======== The records

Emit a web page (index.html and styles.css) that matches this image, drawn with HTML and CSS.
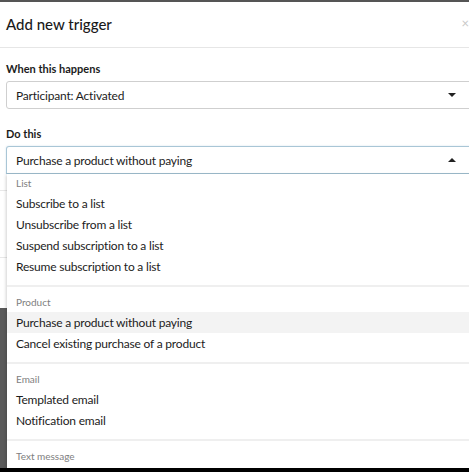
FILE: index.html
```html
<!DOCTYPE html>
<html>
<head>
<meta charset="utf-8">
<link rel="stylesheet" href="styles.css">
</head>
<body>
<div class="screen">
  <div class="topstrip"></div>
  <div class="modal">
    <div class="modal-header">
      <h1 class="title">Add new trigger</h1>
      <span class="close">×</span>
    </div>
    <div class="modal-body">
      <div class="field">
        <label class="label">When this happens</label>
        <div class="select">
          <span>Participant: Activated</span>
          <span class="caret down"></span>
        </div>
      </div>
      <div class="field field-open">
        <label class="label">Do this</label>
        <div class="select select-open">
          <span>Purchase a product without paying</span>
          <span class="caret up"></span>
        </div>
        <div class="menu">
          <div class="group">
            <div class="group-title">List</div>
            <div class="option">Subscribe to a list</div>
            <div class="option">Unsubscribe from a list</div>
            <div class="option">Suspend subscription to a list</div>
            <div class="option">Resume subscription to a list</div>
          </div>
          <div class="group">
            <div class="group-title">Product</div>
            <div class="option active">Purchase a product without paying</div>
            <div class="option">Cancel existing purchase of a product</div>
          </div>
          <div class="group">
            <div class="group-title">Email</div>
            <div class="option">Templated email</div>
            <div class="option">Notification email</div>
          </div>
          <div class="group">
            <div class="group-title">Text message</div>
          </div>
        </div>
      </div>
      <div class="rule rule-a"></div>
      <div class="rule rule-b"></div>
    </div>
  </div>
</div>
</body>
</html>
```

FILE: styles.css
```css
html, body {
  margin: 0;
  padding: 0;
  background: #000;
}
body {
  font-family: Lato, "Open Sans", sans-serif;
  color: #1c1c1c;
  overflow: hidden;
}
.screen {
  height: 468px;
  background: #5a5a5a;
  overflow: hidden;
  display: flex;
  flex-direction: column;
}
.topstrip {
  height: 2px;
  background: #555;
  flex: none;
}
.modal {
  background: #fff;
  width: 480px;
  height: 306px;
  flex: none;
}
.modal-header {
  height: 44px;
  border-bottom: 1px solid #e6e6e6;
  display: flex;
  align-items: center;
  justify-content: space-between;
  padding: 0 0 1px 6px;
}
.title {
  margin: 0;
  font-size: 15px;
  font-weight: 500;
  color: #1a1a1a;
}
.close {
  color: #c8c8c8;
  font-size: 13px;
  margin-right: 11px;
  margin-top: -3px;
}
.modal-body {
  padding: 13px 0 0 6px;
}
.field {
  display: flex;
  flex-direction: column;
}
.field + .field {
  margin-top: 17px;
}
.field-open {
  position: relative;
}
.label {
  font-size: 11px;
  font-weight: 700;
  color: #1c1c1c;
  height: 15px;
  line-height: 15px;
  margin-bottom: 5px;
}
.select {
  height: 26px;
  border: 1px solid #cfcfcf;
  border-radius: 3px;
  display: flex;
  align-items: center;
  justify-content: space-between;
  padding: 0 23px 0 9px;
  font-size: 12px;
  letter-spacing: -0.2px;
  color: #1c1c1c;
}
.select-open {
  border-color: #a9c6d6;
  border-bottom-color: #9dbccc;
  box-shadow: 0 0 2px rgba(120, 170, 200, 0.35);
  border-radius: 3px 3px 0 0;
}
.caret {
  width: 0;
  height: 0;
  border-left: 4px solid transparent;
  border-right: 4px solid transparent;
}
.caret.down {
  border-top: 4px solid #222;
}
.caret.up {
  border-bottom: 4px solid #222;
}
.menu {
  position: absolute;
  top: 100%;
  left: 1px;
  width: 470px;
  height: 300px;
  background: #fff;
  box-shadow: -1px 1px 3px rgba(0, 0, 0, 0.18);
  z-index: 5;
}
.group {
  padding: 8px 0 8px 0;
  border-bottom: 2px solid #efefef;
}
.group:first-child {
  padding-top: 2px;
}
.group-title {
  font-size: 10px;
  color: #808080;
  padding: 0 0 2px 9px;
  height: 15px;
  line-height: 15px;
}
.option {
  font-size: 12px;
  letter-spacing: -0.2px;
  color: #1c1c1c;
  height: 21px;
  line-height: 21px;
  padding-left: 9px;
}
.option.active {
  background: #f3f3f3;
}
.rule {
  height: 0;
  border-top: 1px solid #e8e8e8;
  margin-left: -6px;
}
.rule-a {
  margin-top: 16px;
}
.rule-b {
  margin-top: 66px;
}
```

================
======== The records

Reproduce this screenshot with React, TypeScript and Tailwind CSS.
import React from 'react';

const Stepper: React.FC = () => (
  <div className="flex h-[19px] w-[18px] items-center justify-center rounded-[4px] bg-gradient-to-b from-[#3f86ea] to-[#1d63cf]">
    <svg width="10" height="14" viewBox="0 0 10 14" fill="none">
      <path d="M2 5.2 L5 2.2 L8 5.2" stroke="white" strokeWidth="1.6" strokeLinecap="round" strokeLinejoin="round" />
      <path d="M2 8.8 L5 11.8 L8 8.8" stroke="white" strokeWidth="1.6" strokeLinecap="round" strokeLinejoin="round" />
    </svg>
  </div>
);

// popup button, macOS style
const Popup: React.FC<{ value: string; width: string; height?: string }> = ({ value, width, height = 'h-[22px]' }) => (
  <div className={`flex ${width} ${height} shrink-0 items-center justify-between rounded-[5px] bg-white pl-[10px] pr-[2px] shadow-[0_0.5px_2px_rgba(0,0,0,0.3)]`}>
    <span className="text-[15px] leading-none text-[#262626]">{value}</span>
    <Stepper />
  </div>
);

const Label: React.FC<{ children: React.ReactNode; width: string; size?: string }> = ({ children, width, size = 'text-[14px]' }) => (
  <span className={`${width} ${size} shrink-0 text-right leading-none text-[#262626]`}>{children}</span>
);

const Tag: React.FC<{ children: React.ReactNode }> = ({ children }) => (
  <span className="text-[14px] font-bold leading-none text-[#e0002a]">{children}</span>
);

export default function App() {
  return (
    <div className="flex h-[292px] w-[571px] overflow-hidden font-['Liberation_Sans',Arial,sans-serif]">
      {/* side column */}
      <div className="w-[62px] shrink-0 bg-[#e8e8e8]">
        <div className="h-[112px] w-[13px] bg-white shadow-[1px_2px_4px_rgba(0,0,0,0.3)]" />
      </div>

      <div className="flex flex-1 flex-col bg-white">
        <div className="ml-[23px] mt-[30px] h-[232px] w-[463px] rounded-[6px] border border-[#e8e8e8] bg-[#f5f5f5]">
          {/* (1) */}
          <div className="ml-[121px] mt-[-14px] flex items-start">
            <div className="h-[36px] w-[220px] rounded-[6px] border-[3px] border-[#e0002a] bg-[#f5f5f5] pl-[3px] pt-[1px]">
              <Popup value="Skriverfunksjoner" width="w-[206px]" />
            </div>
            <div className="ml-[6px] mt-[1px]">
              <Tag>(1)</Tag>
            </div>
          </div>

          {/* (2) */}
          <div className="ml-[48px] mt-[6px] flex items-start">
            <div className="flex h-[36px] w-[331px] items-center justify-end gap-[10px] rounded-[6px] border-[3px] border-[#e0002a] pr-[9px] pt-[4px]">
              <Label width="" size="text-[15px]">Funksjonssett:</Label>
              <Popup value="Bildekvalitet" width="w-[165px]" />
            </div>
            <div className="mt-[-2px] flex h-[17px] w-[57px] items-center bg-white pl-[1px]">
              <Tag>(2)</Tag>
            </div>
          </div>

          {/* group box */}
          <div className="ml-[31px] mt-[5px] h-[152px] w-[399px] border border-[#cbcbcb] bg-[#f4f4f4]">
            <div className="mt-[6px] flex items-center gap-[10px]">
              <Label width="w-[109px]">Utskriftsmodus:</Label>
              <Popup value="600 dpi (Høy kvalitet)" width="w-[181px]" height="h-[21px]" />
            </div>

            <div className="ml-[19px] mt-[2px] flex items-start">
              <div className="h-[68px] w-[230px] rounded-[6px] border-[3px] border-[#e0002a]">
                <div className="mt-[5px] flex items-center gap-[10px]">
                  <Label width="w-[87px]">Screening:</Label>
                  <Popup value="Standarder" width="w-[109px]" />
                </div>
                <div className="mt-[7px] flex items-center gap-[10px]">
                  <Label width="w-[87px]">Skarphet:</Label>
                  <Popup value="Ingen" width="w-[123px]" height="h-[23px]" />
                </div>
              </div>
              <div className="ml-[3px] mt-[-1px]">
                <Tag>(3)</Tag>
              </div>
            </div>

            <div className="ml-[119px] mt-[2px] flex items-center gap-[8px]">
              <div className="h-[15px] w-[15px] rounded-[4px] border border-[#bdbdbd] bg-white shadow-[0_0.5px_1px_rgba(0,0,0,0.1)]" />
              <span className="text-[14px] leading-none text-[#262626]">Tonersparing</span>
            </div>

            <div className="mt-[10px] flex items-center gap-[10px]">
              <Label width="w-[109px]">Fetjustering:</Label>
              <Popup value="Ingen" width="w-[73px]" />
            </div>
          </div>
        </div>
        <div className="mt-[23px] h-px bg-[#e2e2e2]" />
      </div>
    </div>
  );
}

================

Work to be completed: Gather up every line in the data above that contains the word "index", copying each one.

Result of the exercise:
Emit a web page (index.html and styles.css) that matches this image, drawn with HTML and CSS.
FILE: index.html
  z-index: 5;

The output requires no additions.